*AIM OF THE EXERCISE*
Pick every line from the data that holds the word "React".

*INFORMATION SUPPLIED*
= = = = = = =
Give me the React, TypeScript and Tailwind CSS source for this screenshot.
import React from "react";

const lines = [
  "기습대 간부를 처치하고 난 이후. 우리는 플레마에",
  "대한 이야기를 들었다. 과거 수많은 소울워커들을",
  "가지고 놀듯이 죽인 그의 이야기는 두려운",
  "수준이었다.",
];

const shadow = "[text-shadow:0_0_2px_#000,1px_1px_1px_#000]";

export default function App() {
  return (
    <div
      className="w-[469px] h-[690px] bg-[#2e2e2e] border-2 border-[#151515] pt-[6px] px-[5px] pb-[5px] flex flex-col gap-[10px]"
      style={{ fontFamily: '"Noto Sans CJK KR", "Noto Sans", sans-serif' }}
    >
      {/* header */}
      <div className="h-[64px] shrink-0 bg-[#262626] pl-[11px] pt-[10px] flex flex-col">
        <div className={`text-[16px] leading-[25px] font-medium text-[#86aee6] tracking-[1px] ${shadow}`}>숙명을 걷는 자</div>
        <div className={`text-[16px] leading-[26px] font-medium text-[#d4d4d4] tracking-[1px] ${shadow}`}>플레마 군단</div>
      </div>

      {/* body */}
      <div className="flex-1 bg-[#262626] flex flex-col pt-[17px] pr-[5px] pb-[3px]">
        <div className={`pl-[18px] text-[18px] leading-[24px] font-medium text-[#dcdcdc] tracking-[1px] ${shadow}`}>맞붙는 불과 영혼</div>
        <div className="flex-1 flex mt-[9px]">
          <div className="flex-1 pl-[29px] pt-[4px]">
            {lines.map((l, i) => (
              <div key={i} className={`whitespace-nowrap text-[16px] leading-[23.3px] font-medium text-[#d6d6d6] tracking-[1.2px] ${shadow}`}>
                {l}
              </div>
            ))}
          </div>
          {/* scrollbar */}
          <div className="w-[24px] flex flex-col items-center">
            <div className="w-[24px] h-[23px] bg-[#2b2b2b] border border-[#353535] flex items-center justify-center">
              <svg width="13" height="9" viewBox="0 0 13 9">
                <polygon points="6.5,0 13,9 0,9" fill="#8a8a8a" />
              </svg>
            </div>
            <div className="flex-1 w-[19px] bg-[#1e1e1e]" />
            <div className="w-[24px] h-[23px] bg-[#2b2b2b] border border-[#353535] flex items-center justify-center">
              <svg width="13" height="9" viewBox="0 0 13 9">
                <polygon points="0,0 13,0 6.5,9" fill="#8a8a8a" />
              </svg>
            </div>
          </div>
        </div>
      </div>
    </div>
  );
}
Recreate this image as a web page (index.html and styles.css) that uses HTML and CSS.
= = = = = = =
*RESPONSE TO THIS TASK*
Give me the React, TypeScript and Tailwind CSS source for this screenshot.
import React from "react";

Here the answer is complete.